6 Feb 2015

Telescope puts new datestamp on first stars

7:57 am on 6 February 2015

Scientists working on Europe's Planck satellite have concluded the first stars in the Universe lit up about 140 million years later than was previously thought.

Planck has mapped the delicate polarisation of the CMB across the entire sky.

Planck has mapped the delicate polarisation of the CMB across the entire sky. Photo: SUPPLIED / ESA

The satellite made the most precise map yet of the oldest light in the cosmos.

Earlier observations suggested the first generation of stars burst into life about 420 million years after the Big Bang.

The new Planck data indicated they fired up around 560 million years after the universe got going.
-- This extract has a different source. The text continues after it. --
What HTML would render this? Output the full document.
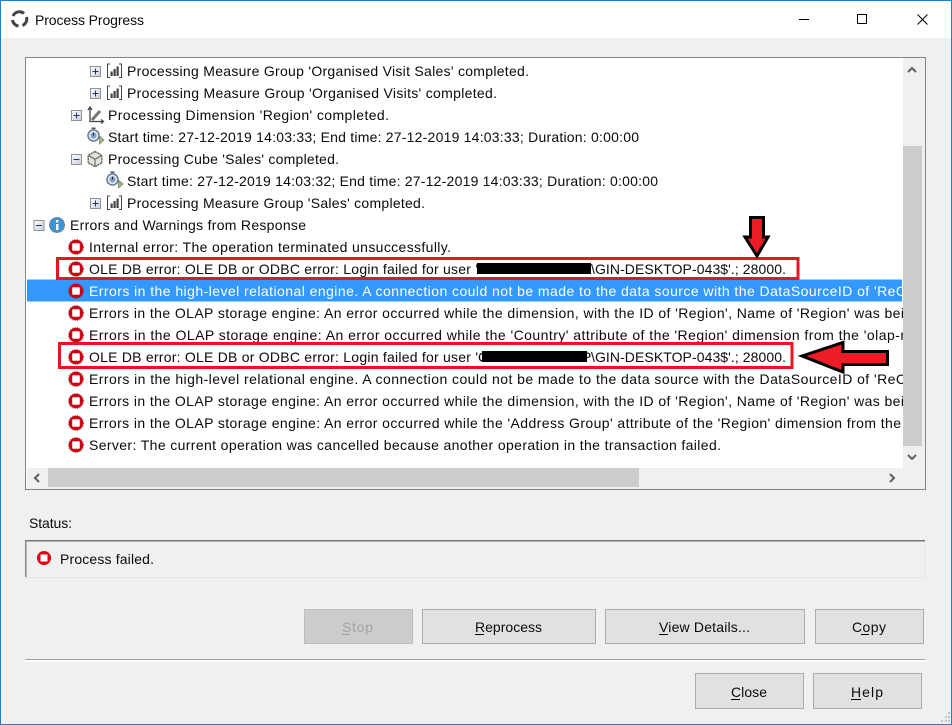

"This difference of 140 million years might not seem that significant in the context of the 13.8-billion-year history of the cosmos, but proportionately it's actually a very big change in our understanding of how certain key events progressed at the earliest epochs," said Professor George Efstathiou, one of the leaders of the Planck Science Collaboration.

The assessment was based on studies of the "afterglow" of the Big Bang, the ancient light called the Cosmic Microwave Background, which still washes over the Earth today.

The European Space Agency's (Esa) Planck satellite mapped this "fossil" between 2009 and 2013.

It contained a wealth of information about early conditions in the Universe, and could even be used to work out its age, shape and do an inventory of its contents.